Now consider Christianity. The Gospels were written by unknown people, at different times, and assigned random names like Matthew and John, and the oldest record is a scrap of papyrus written about a hundred years after the crucifixion. Through the millennia, pieces of the puzzle have been lost, miscopied, put to vote—and every so often a new piece emerges that shifts the entire picture. Overall, scholars have calculated that the inconsistencies in various versions of the Bible outnumber the words in the Bible.
“So what?” you respond. “I’m spiritual, not religious, and Jesus was a great teacher.” But stop and think. That response may be useful (I use it myself), but it’s completely nuts. Why? The Oxford professor and creator of Narnia, C.S. Lewis, famously described the problem:
“A man who was merely a man and said the sort of things Jesus said would not be a great moral teacher. He would either be a lunatic—on the level with the man who says he is a poached egg—or else he would be the Devil of Hell. You must make your choice. Either this man was, and is, the Son of God, or else a madman or something worse. You can shut him up for a fool, you can spit at him and kill him as a demon or you can fall at his feet and call him Lord and God, but let us not come with any patronizing nonsense about his being a great human teacher. He has not left that open to us. He did not intend to.”
In America today, a person who declares himself to be God and starts anointing disciples is typically given a prescription for Depakote before he gets himself killed.
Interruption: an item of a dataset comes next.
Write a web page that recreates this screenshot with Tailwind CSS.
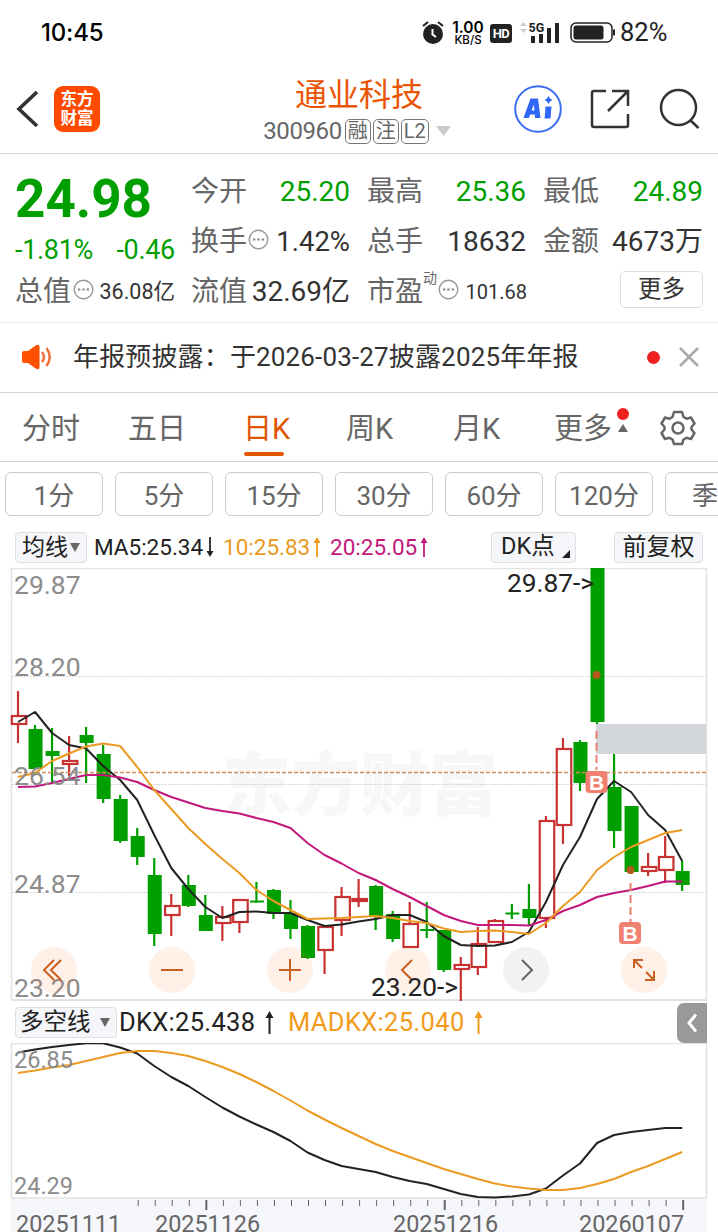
<!DOCTYPE html>
<html lang="zh-CN">

<head>
    <meta charset="UTF-8" />
    <meta name="viewport" content="width=device-width, initial-scale=1.0" />
    <title>通业科技 300960</title>
    <script src="https://cdn.jsdelivr.net/npm/@tailwindcss/browser@4"></script>
    <style>
        body {
            font-family: Roboto, 'Noto Sans CJK SC', sans-serif;
        }
    </style>
</head>

<body class="bg-white w-[718px] h-[1232px] overflow-hidden text-[#333] whitespace-nowrap">
    <!-- status bar -->
    <div class="h-[66px] flex items-center pl-[41px] text-black">
        <span class="font-['Inter'] text-[24px] font-medium w-[380px] leading-none tracking-[-0.2px]">10:45</span>
        <svg class="w-[24px] h-[26px]" viewBox="0 0 24 26">
            <circle cx="12" cy="14" r="10" fill="#222" />
            <path d="M2 6 L7 2 M22 6 L17 2" stroke="#222" stroke-width="2.2" fill="none" />
            <path d="M11.5 9 V14.5 L15 17" stroke="#fff" stroke-width="2" fill="none" />
        </svg>
        <div class="w-[32px] ml-[7px] flex flex-col items-center font-['Inter'] font-semibold">
            <span class="text-[15.5px] leading-[13px]">1.00</span>
            <span class="text-[11.5px] leading-[12px] font-medium">KB/S</span>
        </div>
        <div class="ml-[6px] w-[22px] h-[19px] rounded-[3px] bg-[#222] text-white text-[13px] leading-[20px] font-bold text-center tracking-[-0.5px]">HD</div>
        <svg class="w-[42px] h-[26px] ml-[8px] mb-[2px]" viewBox="0 0 42 26">
            <path d="M0 7 L3.500 3 L7 7Z M0 10 L3.500 14 L7 10Z" fill="#ccc" />
            <path d="M11 17h4v7h-4z M19 15h4v9h-4z M27 9h4v15h-4z M35 4h4v20h-4z" fill="#222" />
            <text x="8.500" y="12.500" font-size="12.500" font-weight="700" font-family="Roboto" fill="#222" stroke="#fff" stroke-width="2" paint-order="stroke">5G</text>
        </svg>
        <svg class="w-[46px] h-[22px] ml-[8px]" viewBox="0 0 46 22">
            <rect x="1" y="1" width="41" height="19" rx="5" fill="none" stroke="#222" stroke-width="1.500" />
            <rect x="3.500" y="3.500" width="30" height="14" rx="2.500" fill="#222" />
            <path d="M44 7.500v6" stroke="#222" stroke-width="2" />
        </svg>
        <span class="ml-[4px] text-[25.500px] leading-none text-[#222]">82%</span>
    </div>

    <!-- header -->
    <header class="h-[88px] flex border-b border-[#d4d4d4]">
        <div class="w-[202px] flex items-center pl-[16px] pb-[2px]">
            <svg class="w-[24px] h-[38px]" viewBox="0 0 24 38">
                <path d="M21 2 L3 19 L21 36" fill="none" stroke="#333" stroke-width="3.600" />
            </svg>
            <div class="ml-[14px] w-[46px] h-[46px] rounded-[9px] bg-[#ff4a00] text-white font-bold text-[16.500px] leading-[19px] text-center pt-[4px]">东方<br />财富</div>
        </div>
        <div class="w-[312px] flex flex-col items-center pt-[10px]">
            <h1 class="text-[32px] leading-[38px] text-[#e95504] ml-[2px]">通业科技</h1>
            <div class="flex items-center mt-[4px] text-[#666] gap-[2px] mr-[2px]">
                <span class="text-[24px] leading-[26px] tracking-[-0.400px] mr-[1px]">300960</span>
                <span class="w-[26px] h-[25px] border border-[#777] rounded-[5px] text-[20px] leading-[22px] text-center">融</span>
                <span class="w-[26px] h-[25px] border border-[#777] rounded-[5px] text-[20px] leading-[22px] text-center">注</span>
                <span class="w-[28px] h-[25px] border border-[#777] rounded-[5px] text-[20px] leading-[23px] text-center">L2</span>
                <svg class="w-[15px] h-[10px] ml-[5px]" viewBox="0 0 15 10"><path d="M0 0h15L7.500 10z" fill="#ccc" /></svg>
            </div>
        </div>
        <div class="flex items-center pb-[2px]">
            <svg class="w-[48px] h-[48px]" viewBox="0 0 48 48">
                <circle cx="24" cy="24" r="22.800" fill="none" stroke="#3b6cf0" stroke-width="2" />
                <path d="M9.500 33 L16.500 13.500 H24 L26.500 33 H21 L20.700 29.500 H16.200 L14.800 33Z M17.500 25.500 H20.400 L20 19.500Z" fill="#2f66f6" fill-rule="evenodd" />
                <path d="M31.500 21.500 H37.500 L36.500 33.500 H30.500 L31 29Z" fill="#2f66f6" />
                <path d="M34.500 11 L36 13.500 L38.500 15 L36 16.500 L34.500 19 L33 16.500 L30.500 15 L33 13.500Z" fill="#2f66f6" />
            </svg>
            <svg class="w-[40px] h-[40px] ml-[28px]" viewBox="0 0 40 40" fill="none" stroke="#333" stroke-width="2.500">
                <path d="M16 2 H4 Q2 2 2 4 V36 Q2 38 4 38 H36 Q38 38 38 36 V25 M22 2 H38 V17 M38 2 L18 22" />
            </svg>
            <svg class="w-[41px] h-[41px] ml-[29px]" viewBox="0 0 41 41" fill="none" stroke="#333" stroke-width="2.500">
                <circle cx="19.500" cy="19.500" r="17.500" />
                <path d="M31 32 L39.500 40" />
            </svg>
        </div>
    </header>

    <!-- quote -->
    <section class="h-[169px] flex border-b border-[#ececec] pl-[15px]">
        <div class="w-[176px]">
            <div class="text-[53px] leading-[50px] pt-[20px] font-bold text-[#009f00]">24.98</div>
            <div class="flex justify-between w-[160px] text-[27px] leading-[30px] pt-[11px] text-[#009f00] tracking-[-0.300px]">
                <span>-1.81%</span><span>-0.46</span>
            </div>
            <div class="flex items-center justify-between w-[160px] h-[40px] mt-[7px]">
                <span class="text-[28px] text-[#666]">总值</span>
                <svg class="w-[21px] h-[21px] -ml-[3px] mb-[6px]" viewBox="0 0 21 21"><circle cx="10.500" cy="10.500" r="9.300" fill="none" stroke="#999" stroke-width="1.400" /><path d="M5 10.500h2.400M9.300 10.500h2.400M13.600 10.500h2.400" stroke="#888" stroke-width="2" /></svg>
                <span class="text-[21.500px]">36.08亿</span>
            </div>
        </div>
        <div class="w-[159px] mr-[17px] pt-[13px] text-[28px] leading-[50px]">
            <div class="flex justify-between h-[50px]"><span class="text-[#666]">今开</span><span class="text-[#009f00]">25.20</span></div>
            <div class="flex justify-between items-center h-[50px]">
                <span class="text-[#666]">换手</span>
                <svg class="w-[21px] h-[21px] -ml-[6px] mb-[6px]" viewBox="0 0 21 21"><circle cx="10.500" cy="10.500" r="9.300" fill="none" stroke="#999" stroke-width="1.400" /><path d="M5 10.500h2.400M9.300 10.500h2.400M13.600 10.500h2.400" stroke="#888" stroke-width="2" /></svg>
                <span class="text-[27.500px]">1.42%</span>
            </div>
            <div class="flex justify-between h-[50px]"><span class="text-[#666]">流值</span><span>32.69亿</span></div>
        </div>
        <div class="w-[159px] mr-[17px] pt-[13px] text-[28px] leading-[50px]">
            <div class="flex justify-between h-[50px]"><span class="text-[#666]">最高</span><span class="text-[#009f00]">25.36</span></div>
            <div class="flex justify-between h-[50px]"><span class="text-[#666]">总手</span><span>18632</span></div>
            <div class="flex items-center h-[50px]">
                <span class="text-[#666]">市盈</span>
                <span class="text-[14px] leading-[20px] text-[#666] mb-[28px]">动</span>
                <svg class="w-[21px] h-[21px] mb-[6px] ml-[1px]" viewBox="0 0 21 21"><circle cx="10.500" cy="10.500" r="9.300" fill="none" stroke="#999" stroke-width="1.400" /><path d="M5 10.500h2.400M9.300 10.500h2.400M13.600 10.500h2.400" stroke="#888" stroke-width="2" /></svg>
                <span class="text-[20px] ml-auto -mr-[1px]">101.68</span>
            </div>
        </div>
        <div class="w-[160px] pt-[13px] text-[28px] leading-[50px]">
            <div class="flex justify-between h-[50px]"><span class="text-[#666]">最低</span><span class="text-[#009f00]">24.89</span></div>
            <div class="flex justify-between h-[50px]"><span class="text-[#666]">金额</span><span>4673万</span></div>
            <div class="ml-auto mt-[4px] w-[83px] h-[37px] rounded-[5px] border border-[#ddd] text-[23.500px] leading-[34px] text-center">更多</div>
        </div>
    </section>

    <!-- notice -->
    <section class="h-[70px] flex items-center border-b border-[#d4d4d4] pl-[21px] pr-[19px] pb-[1px]">
        <svg class="w-[31px] h-[26px]" viewBox="0 0 31 26">
            <path d="M3 7 H7 L14 2 Q18.500 -1 18.500 3 V23 Q18.500 27 14 24 L7 19 H3 Q1 19 1 17 V9 Q1 7 3 7Z" fill="#ff5000" />
            <path d="M21 8 Q25 13 21 18 M25.500 4 Q32 13 25.500 22" fill="none" stroke="#f2703a" stroke-width="2.500" />
        </svg>
        <span class="ml-[21px] text-[26px] leading-none tracking-[0.150px]">年报预披露：于2026-03-27披露2025年年报</span>
        <i class="ml-auto w-[13px] h-[13px] rounded-full bg-[#f02020]"></i>
        <svg class="w-[20px] h-[20px] ml-[19px]" viewBox="0 0 20 20"><path d="M1 1L19 19M19 1L1 19" stroke="#aaa" stroke-width="2.500" /></svg>
    </section>

    <!-- chart tabs -->
    <nav class="h-[69px] flex items-center border-b border-[#d4d4d4] text-[29px] leading-none text-[#666] pl-[22px] pt-[5px]">
        <span class="w-[106px]">分时</span>
        <span class="w-[115px]">五日</span>
        <span class="w-[103px] h-[58px] flex flex-col justify-between text-[#e05500] pt-[14px] pb-[3px]">日K<i class="w-[40px] h-[4px] rounded-full bg-[#e05500] ml-[1px]"></i></span>
        <span class="w-[107px]">周K</span>
        <span class="w-[101px]">月K</span>
        <span>更多</span>
        <div class="ml-[4px] w-[14px] flex flex-col items-center gap-[4px] mb-[20px]">
            <i class="w-[12px] h-[12px] rounded-full bg-[#f02020]"></i>
            <svg class="w-[10px] h-[8px]" viewBox="0 0 10 8"><path d="M0 8h10L5 0z" fill="#666" /></svg>
        </div>
        <svg class="w-[36px] h-[36px] ml-[30px] mb-[4px]" viewBox="0 0 36 36" fill="none" stroke="#666" stroke-width="2.500" stroke-linejoin="round">
            <path d="M14 2 H22 L23.500 7 L26.500 8.700 L31 7.500 L34.500 13.500 L31.500 17 V19.500 L34.500 23 L31 29 L26.500 27.800 L23.500 29.500 L22 34 H14 L12.500 29.500 L9.500 27.800 L5 29 L1.500 23 L4.500 19.500 V17 L1.500 13.500 L5 7.500 L9.500 8.700 L12.500 7Z" />
            <circle cx="18" cy="18" r="5.500" />
        </svg>
    </nav>

    <!-- minute periods -->
    <div class="flex gap-[12px] pl-[5px] pt-[10px] h-[64px] text-[26px] leading-[46px] text-[#666] text-center overflow-hidden">
        <span class="w-[98px] h-[44px] shrink-0 border border-[#ccc] rounded-[6px]">1分</span>
        <span class="w-[98px] h-[44px] shrink-0 border border-[#ccc] rounded-[6px]">5分</span>
        <span class="w-[98px] h-[44px] shrink-0 border border-[#ccc] rounded-[6px]">15分</span>
        <span class="w-[98px] h-[44px] shrink-0 border border-[#ccc] rounded-[6px]">30分</span>
        <span class="w-[98px] h-[44px] shrink-0 border border-[#ccc] rounded-[6px]">60分</span>
        <span class="w-[98px] h-[44px] shrink-0 border border-[#ccc] rounded-[6px]">120分</span>
        <span class="w-[98px] h-[44px] shrink-0 border border-[#ccc] rounded-[6px] text-left pl-[26px]">季K</span>
    </div>

    <!-- moving averages -->
    <div class="h-[42px] flex items-center pl-[15px] text-[22.500px] leading-none text-[#222]">
        <div class="w-[72px] h-[31px] flex items-center border border-[#dedfe3] rounded-[4px] bg-[#f5f6f9] pl-[6px] text-[23px]">均线
            <svg class="w-[10px] h-[9px] ml-[2px]" viewBox="0 0 10 9"><path d="M0 0h10L5 9z" fill="#666" /></svg>
        </div>
        <span class="ml-[7px] w-[112px]">MA5:25.34</span>
        <svg class="w-[8px] h-[20px]" viewBox="0 0 8 20"><path d="M4 0v17" stroke="#222" stroke-width="1.800" /><path d="M0.500 14h7L4 20z" fill="#222" /></svg>
        <span class="ml-[9px] w-[90px] text-[#e89a1e]">10:25.83</span>
        <svg class="w-[8px] h-[20px]" viewBox="0 0 8 20"><path d="M4 20V3" stroke="#f29a1a" stroke-width="1.800" /><path d="M0.500 6h7L4 0z" fill="#f29a1a" /></svg>
        <span class="ml-[9px] w-[90px] text-[#c2187c]">20:25.05</span>
        <svg class="w-[8px] h-[20px]" viewBox="0 0 8 20"><path d="M4 20V3" stroke="#c2187c" stroke-width="1.800" /><path d="M0.500 6h7L4 0z" fill="#c2187c" /></svg>
        <div class="ml-[63px] w-[85px] h-[31px] flex items-center border border-[#dedfe3] rounded-[4px] bg-[#f5f6f9] pl-[9px] text-[23.500px]">DK点
            <svg class="w-[8px] h-[8px] ml-[7px] mt-[13px]" viewBox="0 0 8 8"><path d="M8 0v8H0z" fill="#222" /></svg>
        </div>
        <div class="ml-[38px] w-[89px] h-[31px] leading-[29px] border border-[#dedfe3] rounded-[4px] bg-[#f5f6f9] text-center text-[24px]">前复权</div>
    </div>

    <!-- daily candles, y runs in page units so both panes share one scale -->
    <svg id="kline" class="block w-[718px] h-[433px]" viewBox="0 568 718 433" font-family="Roboto, 'Noto Sans CJK SC', sans-serif">
        <text x="222" y="810" font-size="69" font-weight="900" fill="#f7f7f7">东方财富</text>
        <path d="M11.500 1000V568.500H706.500V1000" fill="none" stroke="#e2e2e2" stroke-width="1.500" />
        <path d="M11 1000H707" stroke="#e2e2e2" stroke-width="2" />
        <path d="M12 676.500H706M12 784.500H706M12 892.500H706" stroke="#ccc" stroke-dasharray="1.500 1.500" />
        <rect x="596" y="724" width="110" height="30" fill="#d3d6db" />
        <g id="candles"></g>
        <path d="M12 772.500H706" stroke="#c98f5c" stroke-width="1.300" stroke-dasharray="4 2" />
        <g id="averages" fill="none" stroke-width="2" stroke-linejoin="round"></g>
        <g font-size="26.500" fill="#8c8c8c">
            <text x="14" y="594">29.87</text>
            <text x="14" y="676">28.20</text>
            <text x="14" y="785">26.54</text>
            <text x="14" y="893">24.87</text>
            <text x="14" y="997">23.20</text>
        </g>
        <g stroke="#e9806f" stroke-width="2" stroke-dasharray="8 4">
            <path d="M596.500 731V770M630.500 883V922" />
        </g>
        <circle cx="596.500" cy="675" r="4" fill="#b3591c" />
        <circle cx="630.500" cy="870" r="4" fill="#b3591c" />
        <g font-size="21" font-weight="700" fill="#fff" text-anchor="middle" font-family="Liberation Sans">
            <rect x="585.500" y="771" width="22" height="22" rx="4" fill="#f08070" />
            <text x="596.500" y="789.500">B</text>
            <rect x="619" y="922" width="22" height="22" rx="4" fill="#f08070" />
            <text x="630" y="940.500">B</text>
        </g>
        <g fill="#ff6a1a" fill-opacity="0.100">
            <circle cx="54" cy="970" r="23" />
            <circle cx="172" cy="970" r="23" />
            <circle cx="290" cy="970" r="23" />
            <circle cx="408" cy="970" r="23" />
            <circle cx="644" cy="970" r="23" />
        </g>
        <circle cx="526" cy="970" r="23" fill="#f2f2f2" />
        <g fill="none" stroke="#c9601f" stroke-width="2">
            <path d="M54 960L44 970L54 980M61 960L51 970L61 980" />
            <path d="M161 970H183M279 970H301M290 959V981" />
            <path d="M412 960L402 970L412 980" />
            <path d="M634 968V960H643M634 960L642 968M646 972L654 980M654 971V980H645" />
            <path d="M522 960L532 970L522 980" stroke="#666" />
        </g>
        <g font-size="26.300" fill="#222">
            <text x="507" y="592">29.87-&gt;</text>
            <text x="371" y="996">23.20-&gt;</text>
        </g>
    </svg>

    <!-- DKX indicator -->
    <div class="h-[42px] flex items-center pl-[15px] pt-[1px] text-[26px] leading-none text-[#222]">
        <div class="w-[102px] h-[31px] flex items-center border border-[#dedfe3] rounded-[4px] bg-[#f5f6f9] pl-[4px] text-[23.500px]">多空线
            <svg class="w-[10px] h-[9px] ml-[9px]" viewBox="0 0 10 9"><path d="M0 0h10L5 9z" fill="#666" /></svg>
        </div>
        <span class="ml-[2px] w-[146px] text-[25.500px] tracking-[0.300px]">DKX:25.438</span>
        <svg class="w-[9px] h-[23px]" viewBox="0 0 9 23"><path d="M4.500 23V3" stroke="#222" stroke-width="2" /><path d="M0.500 7h8L4.500 0z" fill="#222" /></svg>
        <span class="ml-[14px] w-[186px] text-[25.500px] tracking-[0.350px] text-[#f29a1a]">MADKX:25.040</span>
        <svg class="w-[9px] h-[23px]" viewBox="0 0 9 23"><path d="M4.500 23V3" stroke="#f29a1a" stroke-width="2" /><path d="M0.500 7h8L4.500 0z" fill="#f29a1a" /></svg>
        <div class="ml-[194px] w-[30px] h-[40px] rounded-l-[7px] bg-[#999] flex items-center justify-center">
            <svg class="w-[12px] h-[20px]" viewBox="0 0 12 20"><path d="M10 1.500L3 10L10 18.500" fill="none" stroke="#fff" stroke-width="3" /></svg>
        </div>
    </div>
    <svg class="block w-[718px] h-[189px]" viewBox="0 1043 718 189" font-family="Roboto, sans-serif">
        <rect x="11" y="1199" width="696" height="33" fill="#f6f7fa" />
        <rect x="11.500" y="1043.500" width="695" height="154.500" fill="none" stroke="#e2e2e2" stroke-width="1.500" />
        <g id="dkx" fill="none" stroke-width="2" stroke-linejoin="round"></g>
        <g font-size="23.500" fill="#8c8c8c">
            <text x="14" y="1068">26.85</text>
            <text x="14" y="1194">24.29</text>
        </g>
        <g id="ticks" stroke="#666" stroke-width="1"></g>
        <g font-size="23.400" fill="#666">
            <text x="16" y="1231.500">20251111</text>
            <text x="155" y="1231.500">20251126</text>
            <text x="393" y="1231.500">20251216</text>
            <text x="579" y="1231.500">20260107</text>
        </g>
    </svg>

    <script>
        const STEP = 17.03;
        const xAt = i => 18 + STEP * i;

        // [direction, high, body top, body bottom, low]
        const candles = [
            ["r", 691, 715, 725, 743], ["g", 725, 729, 769, 769], ["g", 728, 751, 756, 783], ["r", 736, 760, 765, 776],
            ["g", 727, 735, 743, 783], ["g", 745, 754, 799, 803], ["g", 795, 799, 841, 843], ["g", 828, 836, 857, 865],
            ["g", 858, 875, 934, 946], ["r", 894, 905, 916, 936], ["g", 875, 885, 906, 907], ["g", 895, 915, 931, 931],
            ["r", 906, 916, 924, 941], ["r", 899, 899, 923, 933], ["g", 882, 900.5, 902.5, 903], ["g", 889, 890, 914, 919],
            ["g", 900, 913, 929, 939], ["g", 925, 926, 958, 959], ["r", 925, 926, 951, 974], ["r", 887, 896, 921, 936],
            ["r", 879, 898, 902, 907], ["g", 885, 886, 916, 930], ["g", 911, 914, 939, 942], ["r", 902, 923, 948, 948],
            ["g", 902, 929, 931, 938], ["g", 930, 930, 970, 972], ["r", 957, 964, 970, 1001], ["r", 927, 943, 968, 975],
            ["r", 919, 920, 943, 943], ["g", 904, 912.5, 914.5, 919], ["g", 884, 909, 918, 925], ["r", 816, 820, 919, 928],
            ["r", 738, 748, 826, 844], ["g", 740, 742, 783, 791], ["g", 568, 568, 722, 724], ["g", 754, 787, 831, 848],
            ["g", 806, 806, 872, 874], ["r", 853, 866, 872, 876], ["r", 836, 856, 871, 883], ["g", 861, 871, 885, 891]
        ];

        document.getElementById("candles").innerHTML = candles.map(([dir, high, top, bottom, low], i) => {
            const x = xAt(i);
            if (dir === "g") {
                return `<path d="M${x} ${high}V${low}" stroke="#009f00" stroke-width="2.2" />
                    <rect x="${x - 6.5}" y="${top}" width="14" height="${bottom - top}" fill="#009f00" />`;
            }
            return `<path d="M${x} ${high}V${top}M${x} ${bottom}V${low}" stroke="#c83232" stroke-width="2.2" />
                <rect x="${x - 6.2}" y="${top + 1}" width="14.5" height="${bottom - top - 2}" fill="none" stroke="#c83232" stroke-width="2.2" />`;
        }).join("");

        const line = (points, color) => `<polyline points="${points}" stroke="${color}" />`;
        const daily = (values, color) => line(values.map((y, i) => `${xAt(i)},${y}`).join(" "), color);

        const ma5 = [722, 712, 733, 745, 748.5, 766, 780, 800, 835, 868, 889, 907, 918, 912, 911.5, 913, 913, 920, 926, 924.5,
            921.5, 919, 915, 915, 922, 936, 945, 946, 945.5, 942, 932, 902, 865, 837, 799, 781, 792, 815, 830, 861];
        const ma10 = [777, 773, 761, 753.5, 746.5, 743.5, 746, 767, 790, 809, 828, 844, 859, 873, 890, 901, 910, 919, 918.5, 918,
            917, 916, 918, 921, 923, 928.5, 932, 931, 930.5, 932, 934, 923, 906, 892, 870, 857, 847, 840, 833, 830];
        const ma20 = [787, 786.5, 783, 779, 775, 775, 777.5, 782, 790, 797, 802.5, 808, 811, 813.5, 818, 822, 828, 843, 855, 863.5,
            873, 880, 889, 897, 906, 915, 921, 925, 925, 925, 925.5, 920, 911, 905, 897, 893, 890, 886, 881.5, 881.5];
        document.getElementById("averages").innerHTML =
            daily(ma5, "#222") + daily(ma20, "#c2187c") + daily(ma10, "#eb9a22");

        const dkx = [1052.5, 1049.5, 1047, 1045, 1043.2, 1043.2, 1047.5, 1053.5, 1066, 1077, 1086, 1097, 1107.5, 1116.5, 1124.5, 1132,
            1141, 1152.5, 1160, 1166, 1169, 1172, 1177, 1181, 1184, 1189, 1194, 1197, 1197.5, 1196.5, 1194.5, 1188.5, 1175.5,
            1163.5, 1143, 1135, 1132, 1130, 1128, 1128];
        const madkx = [1073, 1070.5, 1067.5, 1065, 1061, 1057, 1053, 1051, 1051, 1053, 1056, 1061, 1067, 1074, 1082, 1091, 1100.5,
            1110.5, 1119.5, 1128, 1136, 1144, 1151, 1157, 1163, 1169, 1174, 1179, 1183.5, 1186.5, 1188.5, 1190, 1190, 1188, 1184,
            1179, 1172, 1166, 1159, 1152];
        document.getElementById("dkx").innerHTML = daily(dkx, "#222") + daily(madkx, "#eb9a22");

        let ticks = "";
        for (let i = 7; i < 40; i++) {
            const major = i === 11 || i === 25 || i === 39;
            ticks += `<path d="M${xAt(i) + 1} 1200v${major ? 10 : 6}" stroke-width="${major ? 2 : 1}" />`;
        }
        document.getElementById("ticks").innerHTML = ticks;
    </script>
</body>

</html>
That said, the decision whether or not to choose to believe in any religion is far from clear.
In his book Surprised by Joy, Lewis describes how he became a believer after a long talk with J. R.R. Tolkien (a staunch Catholic) and a short ride on motorcycles: “When we set out I did not believe that Jesus Christ was the Son of God, and when we reached the zoo I did.”
Did the divine touch professor Lewis on that motorcycle? Or was his mind poached? Who knows? What’s fascinating is that the Oxford professor made a rational, conscious inquiry that allowed him to be surprised by joy. And he never looked back.